Here’s what long tweets will do for Twitter: nothing

long tweetsTwitter CEO Jack Dorsey suggested that he might allow long tweets — up to 10,000 characters. That’s fixing a bug, not fixing Twitter. It won’t change much.

Twitter has limited Tweets to 140 characters since the start, a limit that arose out of length restrictions on text messages. Short tweets defined the service. Nobody tweets by text message any more, but the character limit is now, like a tradition, embedded in our perception of Twitter.

What would Twitter be like without the restriction?

Dave Winer has a neat visualization of the change. His “fat tweet” doesn’t appear fat at first — it just has “See more” at the end. Click and it expands. (You can see the quick demo on his site.)

fat tweet
Graphic: Dave Winer

So the tweetstream stays the same — a river of skinny tweets. The long tweets don’t take up more room until you click to see them.

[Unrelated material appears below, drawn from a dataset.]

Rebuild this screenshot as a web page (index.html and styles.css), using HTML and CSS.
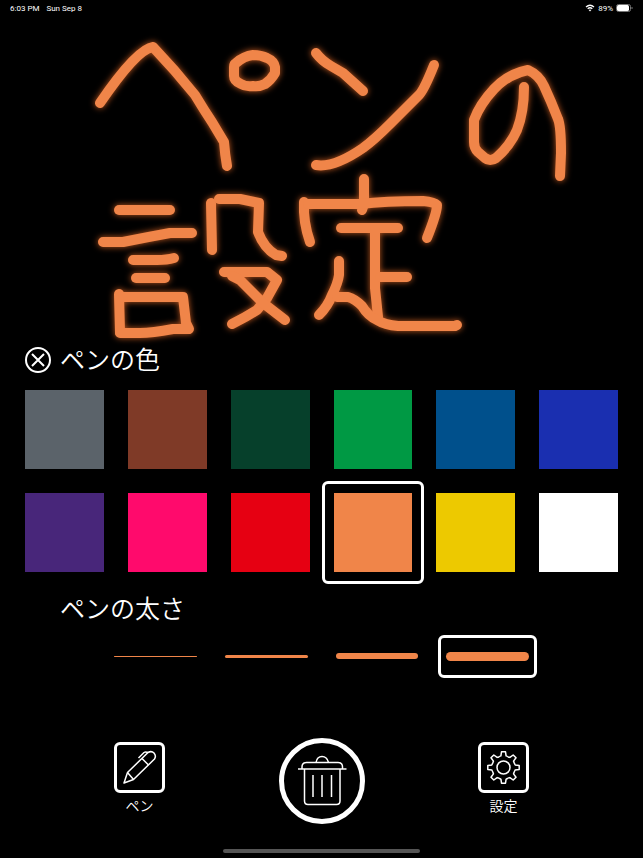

As I’ve written, though, the Twitter experience will continue to suck until the order of tweets changes. Until they fix that, Twitter will be crowded, a poor place for conversations, and generally cacophonous. And as Derrick Snyder tweeted:

Here’s what will change, though:

  • People will write normal sentences instead of cryptic tweets that sound like telegraph messages written in a phone booth. (I hope you appreciate how I got two separate anachronisms into this one observation.)
  • You’ll see more hashtags and links in each tweet.
  • Pundits and other commentators will stop with the silly, hard-to-follow tweets split into pieces with “1/”, “2/”, and so on. They’ll just write a short paragraph which will become an expanding tweet.
  • Celebrities will keep posting inane observations and photos, now with no restriction on the length. People will keep following and commenting on them because they’re famous.
  • Donald Trump will be able to call Barack Obama, Hillary Clinton, and Bernie Sanders “losers” in a single tweet, instead of splitting it up into several.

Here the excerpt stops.